While that is true of our things it is also true of the time we spend with people. It is possible to “clutter” up your time with people by talking about things that really don’t matter. Once you realize your time with a group of people is limited you have to start making decisions. Who can you catch before you go and what are you going to do when you are with them? Things get real clear, real fast and the priority of having meaningful time with people goes to the top. It is a shame we don’t feel like that every single day of the year, in all our relationships.

One thing I have learned from this move is that the connections we have with people and the time we spend with people needs to get under the surface more. I am not saying that because I lack close friends…I have plenty of close friends. But in this time of transition what I have really wanted from people is to really get to spend some real, honest, time with them talking about what is most important. I have learned that is not something reserved for the serious occasions when you feel like that is what has to happen. We need to spend more time like that when there are no pressing schedules that force our hand into doing it that way because that is what Christian community is about.

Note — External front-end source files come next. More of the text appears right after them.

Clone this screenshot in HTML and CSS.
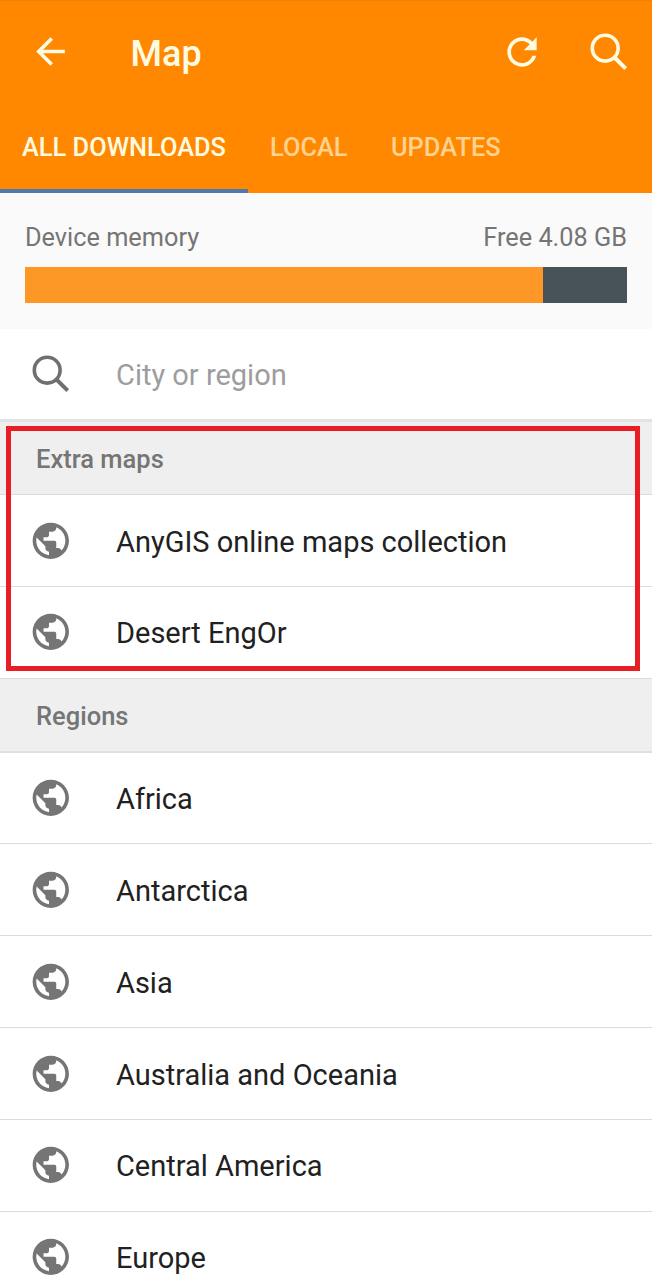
FILE: index.html
```html
<!DOCTYPE html>
<html lang="en">
<head>
<meta charset="utf-8">
<title>Map</title>
<link rel="stylesheet" href="styles.css">
</head>
<body>
<svg class="defs" width="0" height="0" aria-hidden="true">
  <symbol id="globe" viewBox="0 0 24 24"><path d="M12 2C6.48 2 2 6.48 2 12s4.48 10 10 10 10-4.48 10-10S17.52 2 12 2zm-1 17.93c-3.95-.49-7-3.85-7-7.93 0-.62.08-1.21.21-1.79L9 15v1c0 1.1.9 2 2 2v1.93zm6.9-2.54c-.26-.81-1-1.39-1.9-1.39h-1v-3c0-.55-.45-1-1-1H8v-2h2c.55 0 1-.45 1-1V7h2c1.1 0 2-.9 2-2v-.41c2.93 1.19 5 4.06 5 7.41 0 2.08-.8 3.97-2.1 5.39z"/></symbol>
  <symbol id="search" viewBox="0 0 38 38"><circle cx="15.2" cy="15.2" r="12.9" fill="none" stroke="currentColor" stroke-width="3.6"/><path d="M24.5 24.5L35.7 35.7" fill="none" stroke="currentColor" stroke-width="4"/></symbol>
</svg>
<div class="app">
  <header class="header">
    <div class="toolbar">
      <svg class="back" viewBox="0 0 24 24"><path d="M20 11H7.83l5.59-5.59L12 4l-8 8 8 8 1.41-1.41L7.83 13H20v-2z"/></svg>
      <h1 class="title">Map</h1>
      <svg class="refresh" viewBox="0 0 24 24"><path d="M17.65 6.35C16.2 4.9 14.21 4 12 4c-4.42 0-7.99 3.58-7.99 8s3.57 8 7.99 8c3.73 0 6.84-2.55 7.73-6h-2.08c-.82 2.33-3.04 4-5.65 4-3.31 0-6-2.69-6-6s2.69-6 6-6c1.66 0 3.14.69 4.22 1.78L13 11h7V4l-2.35 2.35z"/></svg>
      <svg class="search"><use href="#search"/></svg>
    </div>
    <nav class="tabs">
      <span class="tab tab-active">ALL DOWNLOADS</span>
      <span class="tab tab-local">LOCAL</span>
      <span class="tab tab-updates">UPDATES</span>
    </nav>
  </header>
  <section class="memory">
    <div class="memory-labels"><span>Device memory</span><span class="free">Free 4.08 GB</span></div>
    <div class="bar"><div class="used"></div></div>
  </section>
  <div class="find"><svg class="search"><use href="#search"/></svg><span class="hint">City or region</span></div>
  <h2 class="group group-extra">Extra maps</h2>
  <ul class="list">
    <li class="row"><svg class="globe"><use href="#globe"/></svg><span>AnyGIS online maps collection</span></li>
    <li class="row"><svg class="globe"><use href="#globe"/></svg><span>Desert EngOr</span></li>
  </ul>
  <h2 class="group group-regions">Regions</h2>
  <ul class="list">
    <li class="row"><svg class="globe"><use href="#globe"/></svg><span>Africa</span></li>
    <li class="row"><svg class="globe"><use href="#globe"/></svg><span>Antarctica</span></li>
    <li class="row"><svg class="globe"><use href="#globe"/></svg><span>Asia</span></li>
    <li class="row"><svg class="globe"><use href="#globe"/></svg><span>Australia and Oceania</span></li>
    <li class="row"><svg class="globe"><use href="#globe"/></svg><span>Central America</span></li>
    <li class="row"><svg class="globe"><use href="#globe"/></svg><span>Europe</span></li>
  </ul>
  <div class="highlight"></div>
</div>
</body>
</html>
```
FILE: styles.css
```css
* { box-sizing: border-box; margin: 0; padding: 0; }
body { font-family: Roboto, "Liberation Sans", sans-serif; background: #fff; }
.defs { position: absolute; }
.app { position: relative; width: 652px; height: 1280px; overflow: hidden; }
svg { flex: none; fill: currentColor; }
.header { height: 193px; background: #ff8800; color: #fffbe3; border-top: 1px solid #ec8407; }
.toolbar { display: flex; align-items: center; height: 101px; padding-left: 29px; }
.back { width: 43px; height: 43px; }
.title { margin-left: 58.5px; padding-top: 4px; font-size: 36px; font-weight: 500; line-height: 42px; }
.refresh { width: 44px; height: 44px; margin-left: auto; }
.search { width: 38px; height: 38px; }
.toolbar .search { margin: 0 24px 0 46px; }
.tabs { display: flex; height: 91px; font-size: 25.4px; font-weight: 500; line-height: 90px; }
.tab { white-space: nowrap; color: #ffd28f; }
.tab-active { width: 247.5px; padding-left: 22px; color: #fffbe3; border-bottom: 4px solid #5078b0; }
.tab-local { margin-left: 22.5px; width: 121px; }
.memory { height: 136px; padding: 28px 25px 0; background: #fafafa; color: #757575; }
.memory-labels { display: flex; justify-content: space-between; height: 46px; font-size: 25.3px; line-height: 33px; }
.bar { width: 602px; height: 36px; background: #485359; }
.used { width: 518px; height: 36px; background: #fd9827; }
.find { display: flex; align-items: center; height: 90px; padding-left: 32px; color: #707070; }
.hint { margin-left: 46px; padding-top: 2px; font-size: 29px; color: #9d9d9d; }
.group { height: 73px; padding-left: 36px; background: #efefef; color: #757575; font-size: 25.5px; font-weight: 500; border-bottom: 1px solid #dadada; }
.group-extra { height: 76px; border-top: 3px solid #e3e3e3; line-height: 74px; }
.group-regions { height: 74px; border-bottom: 2px solid #e0e0e0; line-height: 75px; }
.list { list-style: none; }
.row { display: flex; align-items: center; height: 91.8px; padding-left: 29px; border-bottom: 1px solid #dcdcdc; color: #212121; font-size: 29px; }
.row span { margin-left: 43px; padding-top: 2.6px; }
.globe { width: 43.6px; height: 43.6px; margin-right: 0.4px; color: #757575; }
.highlight { position: absolute; left: 6px; top: 426px; width: 634px; height: 245px; border: 5px solid #e81e26; }
```
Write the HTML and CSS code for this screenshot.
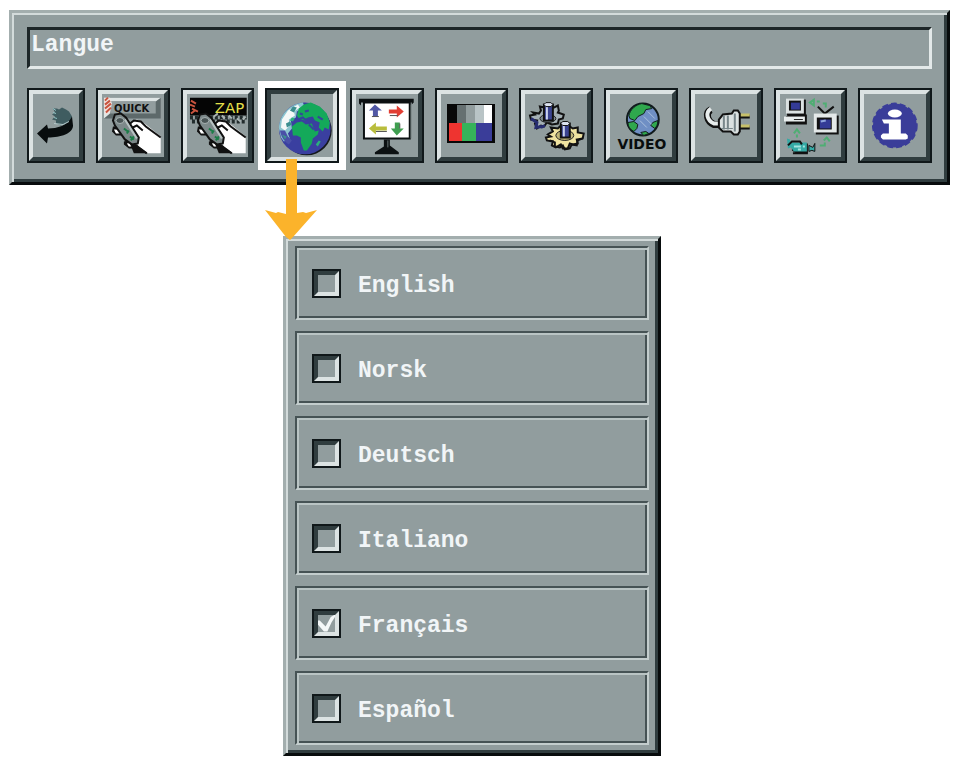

Thank you to all my friends who have taken the time to open up to some really great conversations and prayers with me over the last few weeks. It has meant more to me than you know.

2 Responses

  1. I like your clutter analogy. My one, small comment would be to not totally discount the future importance of mindlessly ‘hanging out’ with someone in the present. Retrospectively, some of my fondest memories of people involve spontaneous “Seinfeld moments’.

  2. I understand what you mean by sorting out “clutter” when you move. I remember 1 box that I never unpacked and finally threw it away when making the 7th move from when I first packed it.

    Hopefully, you’ll never completely discard your relationships. I’ve done too much of that in my lifetime, but now with facebook, etc. maintaining some contact is much easier than it was in the days of yore.

    I wish you well – and hope our paths will cross again after your move to the “left coast.”